▸ Task requirements: Leave out the pictures and repeat the data exactly.

▸ Given information:
━━━

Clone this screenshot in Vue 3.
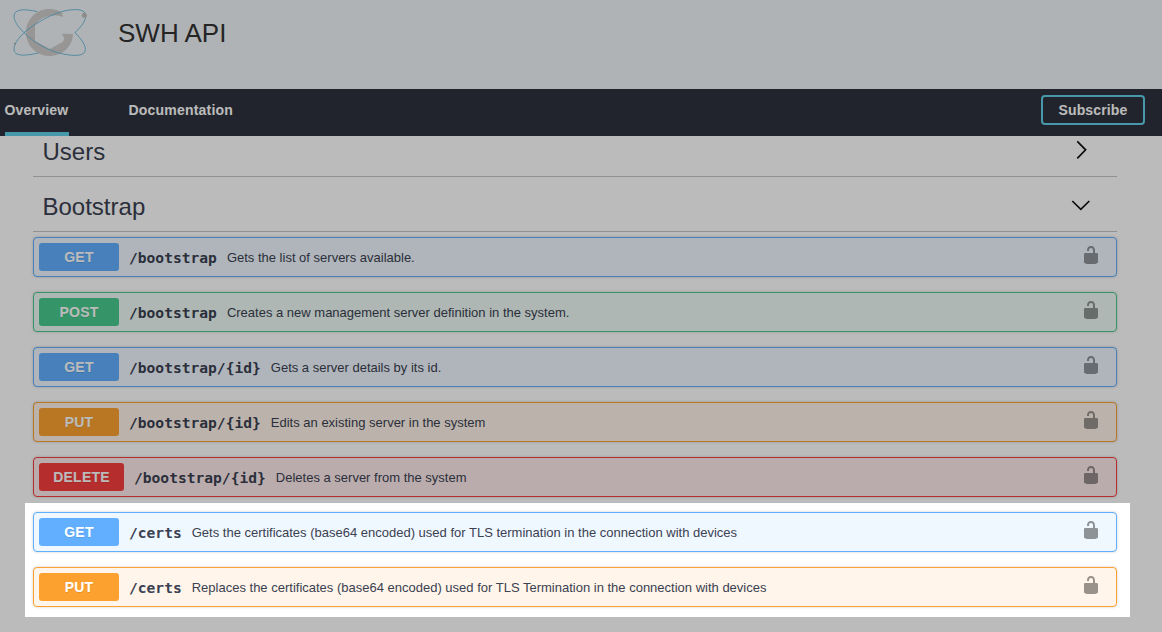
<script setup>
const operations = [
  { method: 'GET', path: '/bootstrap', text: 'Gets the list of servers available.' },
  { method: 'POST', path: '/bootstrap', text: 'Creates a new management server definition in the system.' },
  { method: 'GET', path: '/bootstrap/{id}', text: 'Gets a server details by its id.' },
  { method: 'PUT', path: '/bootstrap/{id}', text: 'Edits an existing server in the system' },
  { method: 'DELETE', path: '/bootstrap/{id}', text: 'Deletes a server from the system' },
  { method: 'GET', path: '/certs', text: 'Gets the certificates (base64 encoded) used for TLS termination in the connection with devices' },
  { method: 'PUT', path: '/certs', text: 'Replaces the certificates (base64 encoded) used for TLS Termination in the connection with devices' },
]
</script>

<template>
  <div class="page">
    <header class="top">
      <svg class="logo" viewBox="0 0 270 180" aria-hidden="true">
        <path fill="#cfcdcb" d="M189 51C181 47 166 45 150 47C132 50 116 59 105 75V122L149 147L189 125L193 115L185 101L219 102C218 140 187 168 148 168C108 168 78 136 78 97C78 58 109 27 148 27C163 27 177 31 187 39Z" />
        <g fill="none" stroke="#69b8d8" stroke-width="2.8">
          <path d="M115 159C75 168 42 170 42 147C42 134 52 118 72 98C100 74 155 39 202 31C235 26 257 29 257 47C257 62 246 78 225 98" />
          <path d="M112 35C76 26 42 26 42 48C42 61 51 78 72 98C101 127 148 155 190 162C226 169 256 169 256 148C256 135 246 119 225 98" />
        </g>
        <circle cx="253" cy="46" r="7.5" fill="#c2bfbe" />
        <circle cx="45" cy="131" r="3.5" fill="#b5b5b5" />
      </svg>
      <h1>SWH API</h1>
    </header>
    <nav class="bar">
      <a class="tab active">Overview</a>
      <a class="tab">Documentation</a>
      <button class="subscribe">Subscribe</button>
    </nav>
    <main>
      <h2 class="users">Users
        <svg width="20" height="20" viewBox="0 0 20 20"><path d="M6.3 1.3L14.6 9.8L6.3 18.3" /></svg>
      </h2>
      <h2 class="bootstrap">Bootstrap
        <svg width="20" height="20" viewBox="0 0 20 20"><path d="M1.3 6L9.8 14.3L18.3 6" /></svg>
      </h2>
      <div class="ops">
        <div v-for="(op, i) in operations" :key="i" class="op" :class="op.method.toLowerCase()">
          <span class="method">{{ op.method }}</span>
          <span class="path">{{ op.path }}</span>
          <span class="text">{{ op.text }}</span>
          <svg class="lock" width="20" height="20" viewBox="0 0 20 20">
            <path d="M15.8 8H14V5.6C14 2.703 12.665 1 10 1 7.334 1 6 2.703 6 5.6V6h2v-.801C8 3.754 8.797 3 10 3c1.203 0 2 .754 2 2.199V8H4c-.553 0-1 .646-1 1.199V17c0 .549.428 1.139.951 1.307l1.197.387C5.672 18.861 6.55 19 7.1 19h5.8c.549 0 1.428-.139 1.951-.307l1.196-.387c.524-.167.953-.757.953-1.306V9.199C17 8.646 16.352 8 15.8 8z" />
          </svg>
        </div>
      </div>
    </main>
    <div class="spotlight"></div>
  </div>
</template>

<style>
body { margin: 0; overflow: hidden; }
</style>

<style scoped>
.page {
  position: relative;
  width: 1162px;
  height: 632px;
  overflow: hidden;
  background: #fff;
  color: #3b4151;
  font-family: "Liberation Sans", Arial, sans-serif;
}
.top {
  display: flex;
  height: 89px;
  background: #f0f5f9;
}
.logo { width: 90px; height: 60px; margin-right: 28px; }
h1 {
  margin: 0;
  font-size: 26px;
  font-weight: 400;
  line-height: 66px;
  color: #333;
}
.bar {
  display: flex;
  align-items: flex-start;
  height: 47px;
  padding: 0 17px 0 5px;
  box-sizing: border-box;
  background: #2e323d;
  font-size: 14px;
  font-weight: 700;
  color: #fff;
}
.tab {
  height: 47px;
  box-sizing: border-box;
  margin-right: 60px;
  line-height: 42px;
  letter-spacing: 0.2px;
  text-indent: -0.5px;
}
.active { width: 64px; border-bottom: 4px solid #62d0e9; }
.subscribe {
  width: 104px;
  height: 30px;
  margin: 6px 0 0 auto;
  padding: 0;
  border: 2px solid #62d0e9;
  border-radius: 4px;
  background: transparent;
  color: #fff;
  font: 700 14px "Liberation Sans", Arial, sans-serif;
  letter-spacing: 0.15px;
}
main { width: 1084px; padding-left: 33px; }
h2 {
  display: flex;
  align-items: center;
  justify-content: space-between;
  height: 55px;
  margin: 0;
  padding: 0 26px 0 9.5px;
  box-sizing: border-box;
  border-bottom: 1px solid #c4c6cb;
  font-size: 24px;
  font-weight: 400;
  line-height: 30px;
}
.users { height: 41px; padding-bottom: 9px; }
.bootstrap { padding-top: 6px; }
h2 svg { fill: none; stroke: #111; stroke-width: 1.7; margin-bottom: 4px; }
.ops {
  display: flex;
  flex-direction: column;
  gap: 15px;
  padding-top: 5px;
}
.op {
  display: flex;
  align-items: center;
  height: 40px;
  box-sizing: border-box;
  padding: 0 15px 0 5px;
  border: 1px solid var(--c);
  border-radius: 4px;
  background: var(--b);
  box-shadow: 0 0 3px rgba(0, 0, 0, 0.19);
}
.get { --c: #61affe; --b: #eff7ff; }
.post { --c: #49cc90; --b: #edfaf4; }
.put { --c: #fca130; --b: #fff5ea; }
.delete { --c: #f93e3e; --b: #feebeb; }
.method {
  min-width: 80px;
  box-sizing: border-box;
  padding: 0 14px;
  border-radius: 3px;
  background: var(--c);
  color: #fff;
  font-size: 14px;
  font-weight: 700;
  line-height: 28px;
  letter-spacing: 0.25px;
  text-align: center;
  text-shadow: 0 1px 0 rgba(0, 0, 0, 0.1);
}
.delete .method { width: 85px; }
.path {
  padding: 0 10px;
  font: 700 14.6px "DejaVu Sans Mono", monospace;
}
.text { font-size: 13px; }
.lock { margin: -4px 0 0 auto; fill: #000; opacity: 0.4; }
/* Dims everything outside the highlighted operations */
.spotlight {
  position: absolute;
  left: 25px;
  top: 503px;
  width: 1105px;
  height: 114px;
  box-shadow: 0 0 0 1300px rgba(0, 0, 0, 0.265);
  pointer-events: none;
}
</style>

━━━

▸ Solution to this problem:
Clone this screenshot in Vue 3.
<script setup>
const operations = [
  { method: 'GET', path: '/bootstrap', text: 'Gets the list of servers available.' },
  { method: 'POST', path: '/bootstrap', text: 'Creates a new management server definition in the system.' },
  { method: 'GET', path: '/bootstrap/{id}', text: 'Gets a server details by its id.' },
  { method: 'PUT', path: '/bootstrap/{id}', text: 'Edits an existing server in the system' },
  { method: 'DELETE', path: '/bootstrap/{id}', text: 'Deletes a server from the system' },
  { method: 'GET', path: '/certs', text: 'Gets the certificates (base64 encoded) used for TLS termination in the connection with devices' },
  { method: 'PUT', path: '/certs', text: 'Replaces the certificates (base64 encoded) used for TLS Termination in the connection with devices' },
]
</script>

<template>
  <div class="page">
    <header class="top">
      <svg class="logo" viewBox="0 0 270 180" aria-hidden="true">
        <path fill="#cfcdcb" d="M189 51C181 47 166 45 150 47C132 50 116 59 105 75V122L149 147L189 125L193 115L185 101L219 102C218 140 187 168 148 168C108 168 78 136 78 97C78 58 109 27 148 27C163 27 177 31 187 39Z" />
        <g fill="none" stroke="#69b8d8" stroke-width="2.8">
          <path d="M115 159C75 168 42 170 42 147C42 134 52 118 72 98C100 74 155 39 202 31C235 26 257 29 257 47C257 62 246 78 225 98" />
          <path d="M112 35C76 26 42 26 42 48C42 61 51 78 72 98C101 127 148 155 190 162C226 169 256 169 256 148C256 135 246 119 225 98" />
        </g>
        <circle cx="253" cy="46" r="7.5" fill="#c2bfbe" />
        <circle cx="45" cy="131" r="3.5" fill="#b5b5b5" />
      </svg>
      <h1>SWH API</h1>
    </header>
    <nav class="bar">
      <a class="tab active">Overview</a>
      <a class="tab">Documentation</a>
      <button class="subscribe">Subscribe</button>
    </nav>
    <main>
      <h2 class="users">Users
        <svg width="20" height="20" viewBox="0 0 20 20"><path d="M6.3 1.3L14.6 9.8L6.3 18.3" /></svg>
      </h2>
      <h2 class="bootstrap">Bootstrap
        <svg width="20" height="20" viewBox="0 0 20 20"><path d="M1.3 6L9.8 14.3L18.3 6" /></svg>
      </h2>
      <div class="ops">
        <div v-for="(op, i) in operations" :key="i" class="op" :class="op.method.toLowerCase()">
          <span class="method">{{ op.method }}</span>
          <span class="path">{{ op.path }}</span>
          <span class="text">{{ op.text }}</span>
          <svg class="lock" width="20" height="20" viewBox="0 0 20 20">
            <path d="M15.8 8H14V5.6C14 2.703 12.665 1 10 1 7.334 1 6 2.703 6 5.6V6h2v-.801C8 3.754 8.797 3 10 3c1.203 0 2 .754 2 2.199V8H4c-.553 0-1 .646-1 1.199V17c0 .549.428 1.139.951 1.307l1.197.387C5.672 18.861 6.55 19 7.1 19h5.8c.549 0 1.428-.139 1.951-.307l1.196-.387c.524-.167.953-.757.953-1.306V9.199C17 8.646 16.352 8 15.8 8z" />
          </svg>
        </div>
      </div>
    </main>
    <div class="spotlight"></div>
  </div>
</template>

<style>
body { margin: 0; overflow: hidden; }
</style>

<style scoped>
.page {
  position: relative;
  width: 1162px;
  height: 632px;
  overflow: hidden;
  background: #fff;
  color: #3b4151;
  font-family: "Liberation Sans", Arial, sans-serif;
}
.top {
  display: flex;
  height: 89px;
  background: #f0f5f9;
}
.logo { width: 90px; height: 60px; margin-right: 28px; }
h1 {
  margin: 0;
  font-size: 26px;
  font-weight: 400;
  line-height: 66px;
  color: #333;
}
.bar {
  display: flex;
  align-items: flex-start;
  height: 47px;
  padding: 0 17px 0 5px;
  box-sizing: border-box;
  background: #2e323d;
  font-size: 14px;
  font-weight: 700;
  color: #fff;
}
.tab {
  height: 47px;
  box-sizing: border-box;
  margin-right: 60px;
  line-height: 42px;
  letter-spacing: 0.2px;
  text-indent: -0.5px;
}
.active { width: 64px; border-bottom: 4px solid #62d0e9; }
.subscribe {
  width: 104px;
  height: 30px;
  margin: 6px 0 0 auto;
  padding: 0;
  border: 2px solid #62d0e9;
  border-radius: 4px;
  background: transparent;
  color: #fff;
  font: 700 14px "Liberation Sans", Arial, sans-serif;
  letter-spacing: 0.15px;
}
main { width: 1084px; padding-left: 33px; }
h2 {
  display: flex;
  align-items: center;
  justify-content: space-between;
  height: 55px;
  margin: 0;
  padding: 0 26px 0 9.5px;
  box-sizing: border-box;
  border-bottom: 1px solid #c4c6cb;
  font-size: 24px;
  font-weight: 400;
  line-height: 30px;
}
.users { height: 41px; padding-bottom: 9px; }
.bootstrap { padding-top: 6px; }
h2 svg { fill: none; stroke: #111; stroke-width: 1.7; margin-bottom: 4px; }
.ops {
  display: flex;
  flex-direction: column;
  gap: 15px;
  padding-top: 5px;
}
.op {
  display: flex;
  align-items: center;
  height: 40px;
  box-sizing: border-box;
  padding: 0 15px 0 5px;
  border: 1px solid var(--c);
  border-radius: 4px;
  background: var(--b);
  box-shadow: 0 0 3px rgba(0, 0, 0, 0.19);
}
.get { --c: #61affe; --b: #eff7ff; }
.post { --c: #49cc90; --b: #edfaf4; }
.put { --c: #fca130; --b: #fff5ea; }
.delete { --c: #f93e3e; --b: #feebeb; }
.method {
  min-width: 80px;
  box-sizing: border-box;
  padding: 0 14px;
  border-radius: 3px;
  background: var(--c);
  color: #fff;
  font-size: 14px;
  font-weight: 700;
  line-height: 28px;
  letter-spacing: 0.25px;
  text-align: center;
  text-shadow: 0 1px 0 rgba(0, 0, 0, 0.1);
}
.delete .method { width: 85px; }
.path {
  padding: 0 10px;
  font: 700 14.6px "DejaVu Sans Mono", monospace;
}
.text { font-size: 13px; }
.lock { margin: -4px 0 0 auto; fill: #000; opacity: 0.4; }
/* Dims everything outside the highlighted operations */
.spotlight {
  position: absolute;
  left: 25px;
  top: 503px;
  width: 1105px;
  height: 114px;
  box-shadow: 0 0 0 1300px rgba(0, 0, 0, 0.265);
  pointer-events: none;
}
</style>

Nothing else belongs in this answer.